Свидетелями этой силы воздействия, вторгшейся в будущее, могут служить голоса потомков. Самые разные по своему темпераменту поэты двадцатого века — и далеко не последние среди них — выражали свое восхищение «чудаком» Мандельштамом: Анна Ахматова, Марина Цветаева, Владимир Набоков, Пауль Целан, Рене Шар, Филипп Жакоте, Пьер Паоло Пазолини, Адам Загаевский, Дурс Грюнбайн и другие. (Отзывы о Мандельштаме, избранные места из хора писательских голосов, прилагаются к настоящей книге.)

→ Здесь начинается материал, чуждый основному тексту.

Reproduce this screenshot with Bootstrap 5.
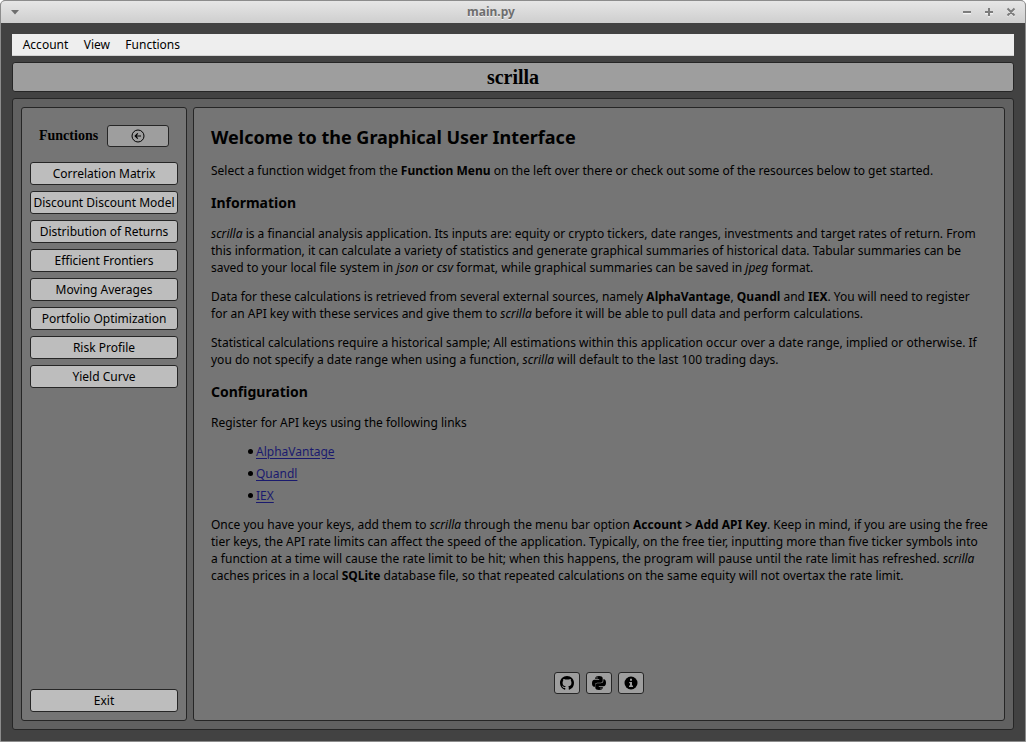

Бросается в глаза решительность, с какой признаются в своей любви к Мандельштаму три великих поэта конца двадцатого века, лауреаты Нобелевской премии, — Иосиф Бродский, Дерек Уолкотт и Шимус Хини. В особенности это относится к Бродскому, который, живя с 1972 года эмигрантом в США и ощущая себя «наследником» Мандельштама, немало способствовал упрочению его славы на Западе. В 1981 году в некрологе, посвященном Надежде Мандельштам, он говорит о нем как о «величайшем русском поэте нашего времени»[467]. В своей Нобелевской речи (1987) Бродский назвал Мандельштама — наряду с Мариной Цветаевой, Робертом Фростом, Анной Ахматовой и Уистеном Хью Оденом — первым среди этих пяти поэтов, «чье творчество и чьи судьбы мне дороги хотя бы уже потому, что, не будь их, как человек и как писатель я бы стоил немногого: во всяком случае, я не стоял бы сегодня здесь»[468]. Еще в 1977 году в эссе «Сын цивилизации» Бродский писал, что «миру только предстоит услышать этот нервный, высокий, чистый голос, исполненный любовью, ужасом, памятью, культурой, верой, — голос, дрожащий, быть может, подобно спичке, горящей на промозглом ветру, но совершенно неугасимый. Голос, остающийся после того, как обладатель его ушел»[469].